Federer and Djokovic to meet in Cincinnati final
Roger Federer and Novak Djokovic, the top two players in the world, set up a showdown for the Cincinnati Masters title after cruising to semi-final victories.
The gap between the leading four, which also contains Rafa Nadal and Andy Murray, and the chasing pack was again evident as Djokovic beat Argentine Juan Martin del Potro 6-3 6-2 before Federer saw off fellow Swiss Stanislas Wawrinka 7-6 6-3.
World number one Federer is chasing a fifth title in Cincinnati while Djokovic is hoping to claim his first at the Ohio venue.
The Serb has lost in the final three times including last year when he retired injured in the second set against Murray and in 2009 when he was beaten by Federer.
Djokovic avenged his defeat by Del Potro in the bronze-medal match at the London Olympics earlier this month when he powered into his 22nd Masters 1000 final.

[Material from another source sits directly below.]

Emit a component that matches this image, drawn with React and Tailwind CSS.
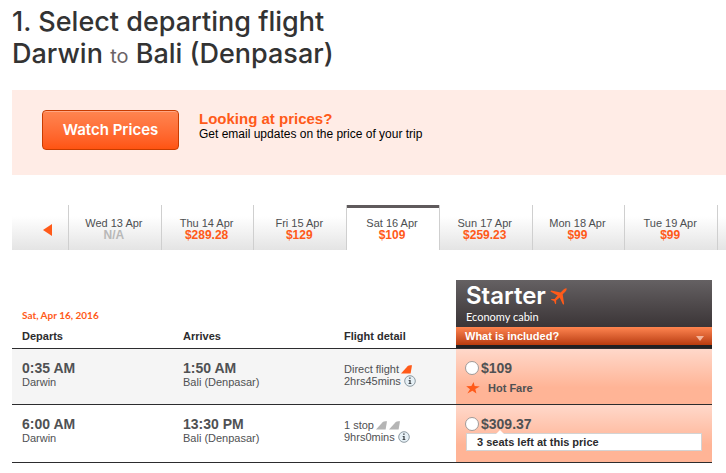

A tight first set turned in Djokovic's favour when sixth seed Del Potro, who was unable to capitalise on any of the six break points he had in the match, double-faulted to let his opponent go 4-2 ahead.
It was relatively straightforward in the second set after Djokovic, who won last week's Toronto Masters crown, took advantage of some loose returns to break for a 2-1 lead.
Federer has a 15-12 advantage in matches with Djokovic and won their last meeting in the Wimbledon semi-finals last month.
"We all know how good he is, especially in the later stages of events, and here conditions are quite fast so I think it's suited to his style," the Serb said.
"We have played so many matches against each other. It's always a big challenge when you play a big rival of yours."
Federer needed a tiebreak to secure the first set after failing to convert any of his seven break-point opportunities but broke Wawrinka twice in the second.
"It's really tough. That's why he's number one - as soon as he gets the break he's playing really fast, serving better and playing aggressive. You have almost no chance," said Wawrinka.
Federer said his compatriot faded towards the end of their encounter.
"I thought he played really well today for at least one and a half sets. At the end he let go maybe a little bit after he got broken but those are just little things he might still be able to improve," he explained.
Federer, who won 75 percent of his service points, has already won titles this season at Wimbledon, Indian Wells, Madrid, Rotterdam and Dubai and will look for another psychological boost ahead of the U.S. Open later this month.
But the 17-times grand slam winner does not expect Sunday's final to have too much of an impact on the last grand slam of the year.
"I guess it will be helpful to win but then again it's not going to decide the outcome of the US Open," said Federer.
"We will be on opposite sides of the draw and might not even play each other."